Labrelah earned her position on the Mississippi junior high rodeo team in the pole bending competition on her horse Fancy, which she has had for three years.

Pole bending is timed event that features a horse and one mounted rider, running a weaving or serpentine path around six poles arranged in a line.

The rider will take up a gallop and run past all the poles, turning at the last pole. The rider and horse will make a serpentine path through the poles, that is, passing on alternating hands and leads through the poles.

When the last pole is reached, the horse and rider continue in a mirror pattern through the poles back to the first one. When the pattern is completed the horse and rider then gallop back past the poles and through the timer.

If the rider knocks over a pole he will be penalized, resulting in either disqualification from the event or a 5-second penalty (per knocked pole).

Labrelah qualified for nationals by accumulating points in rodeos throughout Mississippi.

Fifteen rodeos were sanctioned by the junior high federation and Labrelah competed in 13 of them, accumulating enough points to advance to the national competition.

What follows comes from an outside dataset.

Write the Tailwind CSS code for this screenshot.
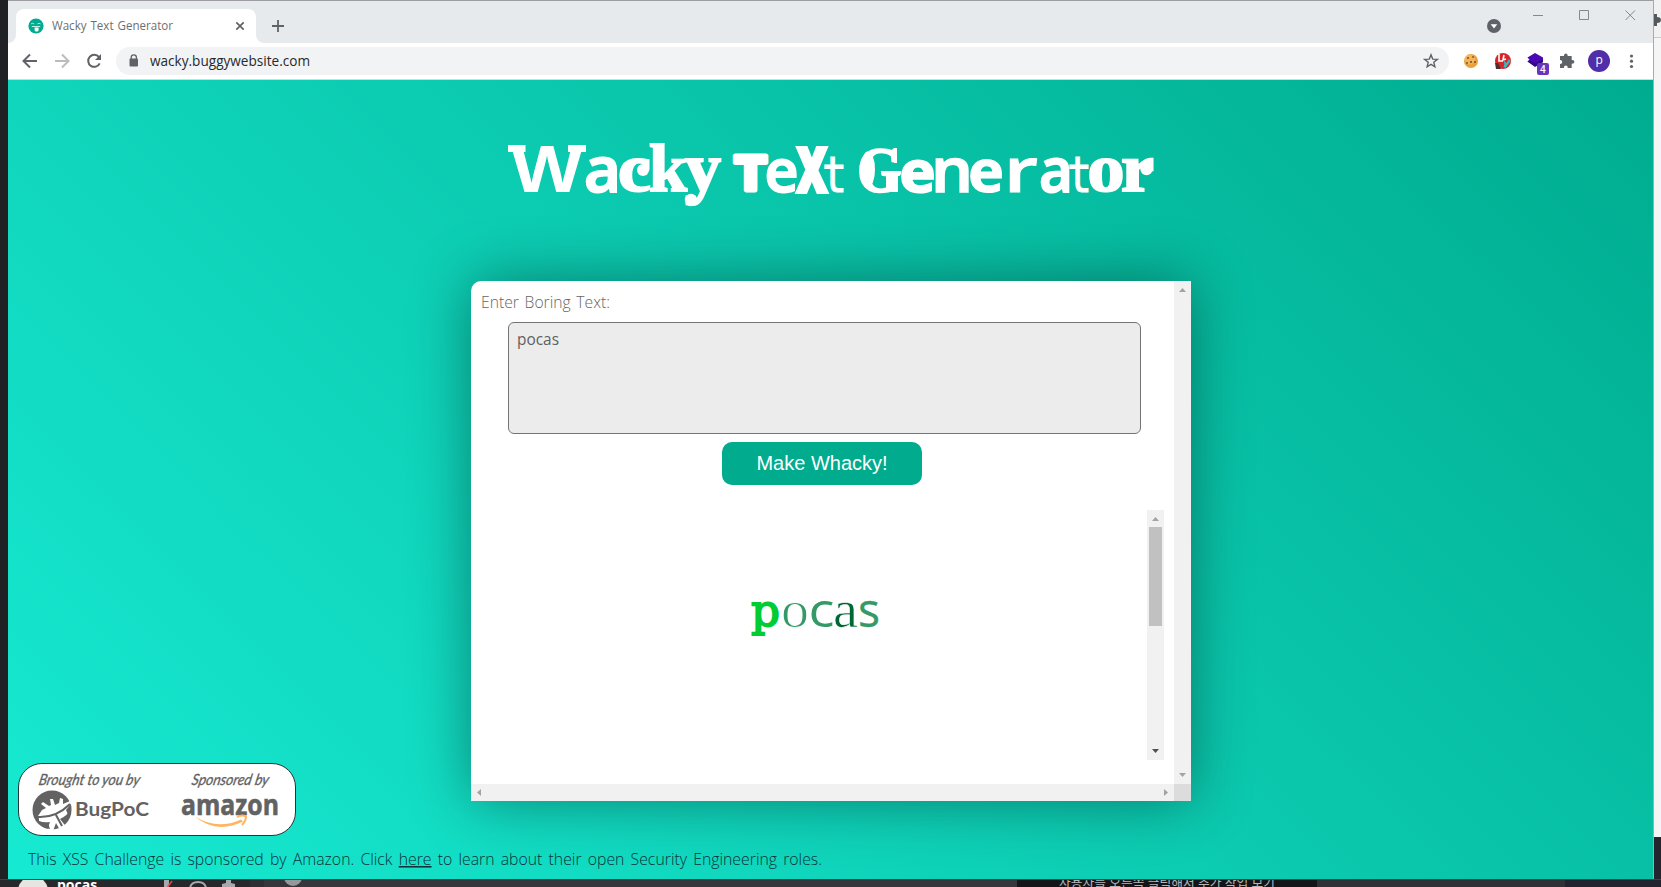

The national competition will feature over 1,000 contestants from 47 states, Canadian provinces and Australia.

Cowboys and cowgirls will compete to win over $75,000 in prize money and over $50,000 in college scholarship money.

To earn the title, contestants must finish in the top 20 after to rounds of competition before advancing to Saturday’s final championship performance.

But even if she doesn’t make the finals, Labrelah still will have a great time while she is out there competing.

After all, that is why she does what she does.

“I have lots of fun,” she said. “I do it for the fun of it. I’ve been doing it ever since I was a little girl. It’s the thing I’m used to.”